Interessante que dessa proposta é de se imaginar um drama denso e exaustivo, carregado de estereótipos, no entanto, é exatamente o contrário. A narração em off do protagonista, feita com humor ácido e irônico, somada à sua personalidade sombria e corajosa, ambientam a trama na Índia moderna e entregam um delicioso entretenimento, enquanto desenvolve, minuciosamente, o drama reflexivo e que toca em feridas expostas da sociedade, tudo isso sem deixar a cultura e as tradições indianas de lado. É quase que divertido ver a jornada do protagonista e seus planos audaciosos tomarem forma, assim como nós nos questionamos se estamos felizes ao torcer para um personagem manipulador e de caráter duvidoso, que está disposto a fazer tudo para mudar sua realidade sofrida. Assim como acontece em Parasita, é difícil decidir qual lado dessa história está mais correto e a graça habita no espaço entre um e outro.

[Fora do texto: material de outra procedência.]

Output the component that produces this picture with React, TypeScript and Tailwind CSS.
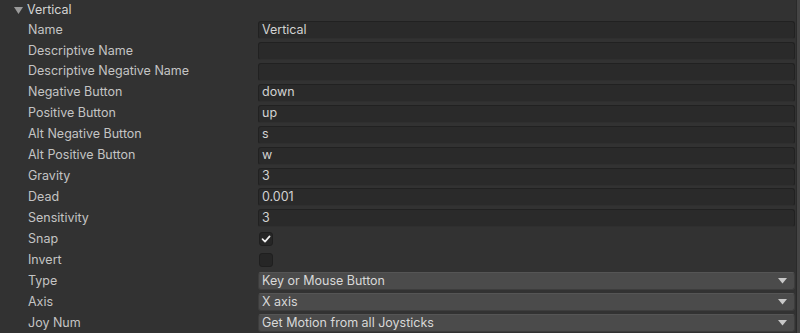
import React from "react";

type Row =
  | { label: string; kind: "text"; value: string }
  | { label: string; kind: "check"; value: boolean }
  | { label: string; kind: "select"; value: string };

const rows: Row[] = [
  { label: "Name", kind: "text", value: "Vertical" },
  { label: "Descriptive Name", kind: "text", value: "" },
  { label: "Descriptive Negative Name", kind: "text", value: "" },
  { label: "Negative Button", kind: "text", value: "down" },
  { label: "Positive Button", kind: "text", value: "up" },
  { label: "Alt Negative Button", kind: "text", value: "s" },
  { label: "Alt Positive Button", kind: "text", value: "w" },
  { label: "Gravity", kind: "text", value: "3" },
  { label: "Dead", kind: "text", value: "0.001" },
  { label: "Sensitivity", kind: "text", value: "3" },
  { label: "Snap", kind: "check", value: true },
  { label: "Invert", kind: "check", value: false },
  { label: "Type", kind: "select", value: "Key or Mouse Button" },
  { label: "Axis", kind: "select", value: "X axis" },
  { label: "Joy Num", kind: "select", value: "Get Motion from all Joysticks" },
];

function Field({ row }: { row: Row }) {
  if (row.kind === "text") {
    return (
      <div className="flex-1 h-[18px] rounded-[3px] bg-[#2a2a2a] border border-[#212121] border-b-[#2f2f2f] flex items-center pl-[3px] text-[#d2d2d2]">
        {row.value}
      </div>
    );
  }
  if (row.kind === "check") {
    return (
      <div className="w-[14px] h-[14px] ml-[1px] rounded-[3px] bg-[#262626] border border-[#1f1f1f] flex items-center justify-center">
        {row.value && (
          <svg width="10" height="10" viewBox="0 0 10 10">
            <path d="M1.5 5.2 L4 7.6 L8.6 2.4" fill="none" stroke="#f0f0f0" strokeWidth="1.7" strokeLinecap="round" strokeLinejoin="round" />
          </svg>
        )}
      </div>
    );
  }
  return (
    <div className="flex-1 h-[18px] rounded-[3px] bg-[#4b4b4b] border border-[#3d3d3d] border-t-[#555555] flex items-center pl-[3px] pr-[7px] text-[#d8d8d8]">
      <span className="flex-1">{row.value}</span>
      <svg width="9" height="6" viewBox="0 0 9 6">
        <path d="M0 0 L9 0 L4.5 5.5 Z" fill="#c8c8c8" />
      </svg>
    </div>
  );
}

export default function App() {
  return (
    <div
      className="w-[800px] h-[333px] bg-[#323232] flex overflow-hidden text-[12.5px]"
      style={{ fontFamily: "Inter, 'Noto Sans', sans-serif" }}
    >
      <div className="flex-1 flex flex-col">
        <div className="h-[19.5px] shrink-0 flex items-center pl-[14px] pt-[1px]">
          <svg width="9" height="7" viewBox="0 0 9 7" className="mr-[4px]">
            <path d="M0 0 L9 0 L4.5 7 Z" fill="#9a9a9a" />
          </svg>
          <span className="text-[#d4d4d4]">Vertical</span>
        </div>
        {rows.map((r) => (
          <div key={r.label} className="h-[20.95px] shrink-0 flex items-center pl-[28px] pr-[1px]">
            <div className="w-[230px] text-[#c4c4c4]">{r.label}</div>
            <Field row={r} />
          </div>
        ))}
      </div>
      <div className="w-[4px] bg-[#454545] border-l border-[#2a2a2a]" />
    </div>
  );
}
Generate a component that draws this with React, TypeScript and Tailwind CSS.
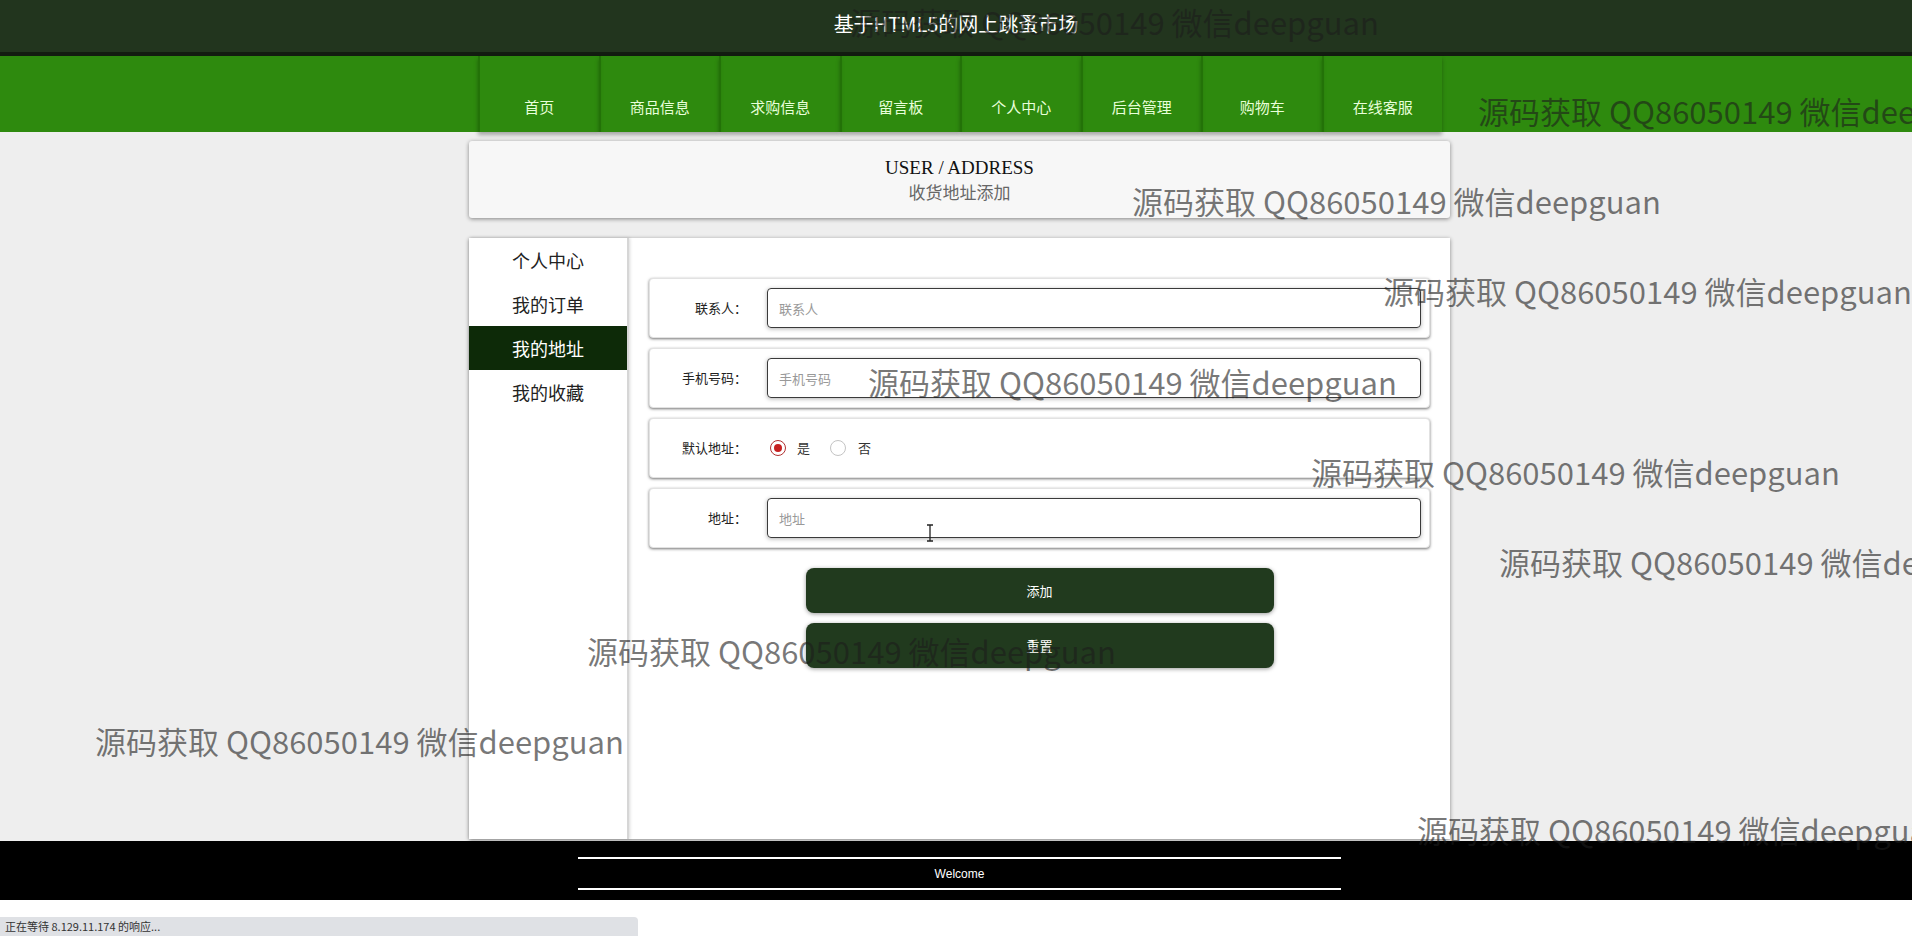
import React from 'react'

const navItems = ['首页', '商品信息', '求购信息', '留言板', '个人中心', '后台管理', '购物车', '在线客服']
const sideItems = ['个人中心', '我的订单', '我的地址', '我的收藏']

const cjk = "font-['Microsoft_YaHei','Noto_Sans_CJK_SC','Noto_Sans',sans-serif]"

const marks = [
  'left-[850px] top-[6px]',
  'left-[1478px] top-[95px]',
  'left-[1132px] top-[185px]',
  'left-[1383px] top-[275px]',
  'left-[868px] top-[366px]',
  'left-[1311px] top-[456px]',
  'left-[1499px] top-[546px]',
  'left-[587px] top-[635px]',
  'left-[95px] top-[725px]',
  'left-[1417px] top-[814px]',
]

const FormRow = ({ label, children }: { label: string; children: React.ReactNode }) => (
  <div className="flex items-center h-[60px] bg-white rounded-[4px] border border-[#e2e2e2] shadow-[0_1px_3px_rgba(0,0,0,0.55)] pr-[8px]">
    <label className="w-[97px] text-right text-[13px] text-[#222]">{label}：</label>
    <div className="flex-1 ml-[20px]">{children}</div>
  </div>
)

const TextInput = ({ placeholder }: { placeholder: string }) => (
  <input
    placeholder={placeholder}
    className="w-full h-[40px] px-[11px] text-[13px] rounded-[4px] border border-[#3a3a3a] shadow-[0_1px_4px_rgba(0,0,0,0.3)] placeholder:text-[#999] outline-none"
  />
)

const App = () => {
  return (
    <div className={`relative w-full min-h-[936px] bg-white overflow-hidden ${cjk}`}>
      {/* 顶部标题 */}
      <div className="h-[56px] bg-[#22351e] border-b-4 border-[#131c11] flex items-center justify-center">
        <h1 className="text-[20px] text-white -mt-[4px]">基于HTML5的网上跳蚤市场</h1>
      </div>

      {/* 导航 */}
      <div className="h-[76px] bg-[#2e8a0e]">
        <div className="ml-[478px] flex h-full">
          {navItems.map((item) => (
            <div
              key={item}
              className="w-[120.5px] h-full flex items-end justify-center pb-[14px] border-l-2 border-[#237208] shadow-[0_3px_4px_rgba(0,0,0,0.3)] text-[15px] text-[#e8ffd9]"
            >
              {item}
            </div>
          ))}
        </div>
      </div>

      {/* 内容 */}
      <div className="bg-[#eeeeee] pt-[9px] pb-[2px]">
        <div className="ml-[469px] w-[981px]">
          <div className="h-[77px] bg-[#f7f7f7] rounded-[3px] shadow-[0_1px_4px_rgba(0,0,0,0.45)] flex flex-col items-center justify-center">
            <div className="text-[19px] leading-[24px] text-[#111] font-['Liberation_Serif',serif]">USER / ADDRESS</div>
            <div className="text-[17px] leading-[24px] text-[#666] font-['Noto_Sans_CJK_SC',serif]">收货地址添加</div>
          </div>

          <div className="mt-[20px] h-[601px] bg-white shadow-[0_1px_4px_rgba(0,0,0,0.45)] flex">
            <div className="w-[160px] border-r-2 border-[#d6d6d6] shadow-[1px_0_3px_rgba(0,0,0,0.15)]">
              {sideItems.map((item) => (
                <div
                  key={item}
                  className={`h-[44px] flex items-center justify-center text-[18px] ${item === '我的地址' ? 'bg-[#0d2a08] text-white' : 'text-[#222]'}`}
                >
                  {item}
                </div>
              ))}
            </div>

            <div className="flex-1 px-[20px] pt-[40px]">
              <div className="flex flex-col gap-[10px]">
                <FormRow label="联系人">
                  <TextInput placeholder="联系人" />
                </FormRow>
                <FormRow label="手机号码">
                  <TextInput placeholder="手机号码" />
                </FormRow>
                <FormRow label="默认地址">
                  <div className="flex items-center text-[13px] text-[#333]">
                    <span className="w-[16px] h-[16px] ml-[3px] rounded-full border border-[#b03030] flex items-center justify-center">
                      <span className="w-[8px] h-[8px] rounded-full bg-[#c62020]" />
                    </span>
                    <span className="ml-[11px]">是</span>
                    <span className="w-[16px] h-[16px] ml-[20px] rounded-full border border-[#c4c4c4]" />
                    <span className="ml-[12px]">否</span>
                  </div>
                </FormRow>
                <FormRow label="地址">
                  <TextInput placeholder="地址" />
                </FormRow>
              </div>

              <div className="flex flex-col items-center gap-[10px] mt-[20px]">
                <button className="w-[468px] h-[45px] rounded-[8px] bg-[#213a1e] text-white text-[13px] shadow-[0_1px_4px_rgba(0,0,0,0.4)]">添加</button>
                <button className="w-[468px] h-[45px] rounded-[8px] bg-[#213a1e] text-white text-[13px] shadow-[0_1px_4px_rgba(0,0,0,0.4)]">重置</button>
              </div>
            </div>
          </div>
        </div>
      </div>

      {/* 底部 */}
      <div className="h-[59px] bg-black pt-[16px]">
        <div className="ml-[578px] w-[763px] h-[33px] border-t-2 border-b-2 border-white flex items-center justify-center text-[12px] text-white font-['Liberation_Sans',sans-serif]">
          Welcome
        </div>
      </div>
      <div className="h-[36px] bg-white" />

      {/* 浏览器状态栏 */}
      <div className="absolute left-0 bottom-0 w-[638px] h-[19px] bg-[#dfe1e5] rounded-tr-[4px] px-[5px] text-[11px] leading-[19px] text-[#333]">
        正在等待 8.129.11.174 的响应...
      </div>

      {/* 鼠标光标 */}
      <svg className="absolute left-[925px] top-[524px]" width="10" height="18" viewBox="0 0 10 18">
        <path d="M2 1h6M5 1v16M2 17h6" stroke="#222" strokeWidth="1.3" fill="none" />
      </svg>

      {/* 水印 */}
      {marks.map((pos) => (
        <div
          key={pos}
          className={`absolute ${pos} whitespace-nowrap pointer-events-none text-[31px] leading-none text-[rgba(28,28,28,0.6)] font-['Noto_Sans_CJK_SC',sans-serif]`}
        >
          源码获取 QQ86050149 微信deepguan
        </div>
      ))}
    </div>
  )
}

export default App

E, claro, para compor um protagonista tão brilhante e expressivo, o ator Adarsh Gourav (Hostel Daze) dá tudo de si e esbanja carisma em uma performance espetacular, digna de uma indicação ao Oscar. Já Priyanka Chopra (Pequenos Grandes Heróis) e Rajkummar Rao, que vivem o outro grande pilar de sustentação da história, são a personificação do casal jovem que deixa as tradições de lado e têm os Estados Unidos como modelo de vida, ou seja, a crítica social do roteiro inteligentíssimo não se limita apenas à luta de classes dentro da própria Índia, como também brinca com a visão estereotipada que o ocidente possui do oriente, além de, em diversos momentos, alfinetar a ideia ultrapassada de que o “homem branco americano” ainda é o futuro do planeta.

A direção

Mesmo com o desvio de caráter, o roteiro de O Tigre Branco é assertivo em nos colocar através do ponto de vista do protagonista e nos fazer compreender suas decisões. Ainda que questionáveis e controversos, a forma como a direção expõe seus sentimentos e seu íntimo, é difícil não sentir empatia pela sua causa. Algo que o diretor Ramin Bahrani (Fahrenheit 451) desenvolve com bastante maestria, na mesma proporção que usa e abusa de uma narrativa instigante para mover a trama para frente, com base na informação de que algo terrível está para acontecer na dinâmica entre o casal e o jovem motorista e o espectador não perde por esperar.

No entanto, o ritmo se perde na mudança para o terceiro ato, quando, de fato, o clima sombrio estabelece com vigor. Não se torna cansativo pois a condução de Bahrani está, a todo tempo, entregando algum detalhe crucial, porém, a energia do começo promissor acaba por se dissipar gradativamente. De qualquer forma, o elenco, as locações reais e a fotografia criam a atmosfera ideal para que o enredo excepcional possa alcançar diferentes camadas e atingir o público sem precisar de muito esforço por parte da produção.

Conclusão

Sendo o primeiro grande acerto da Netflix esse ano, O Tigre Branco é um intrigante conto anticapitalista, que retrata o selvagem mundo da desigualdade social na Índia em uma trama sombria, ácida e atraente. Apesar de possuir uma narrativa excepcional, é mesmo a performance do elenco que rouba a cena e, assim como Parasita, o roteiro proporciona um passeio por diversos gêneros, enquanto constrói seu drama humano potente e destemido em mostrar o sistema escravocrata do mundo moderno em países cuja guerra social parece nunca ter fim. Certamente irá incomodar alguns, mas sua mensagem controversa deve repercutir.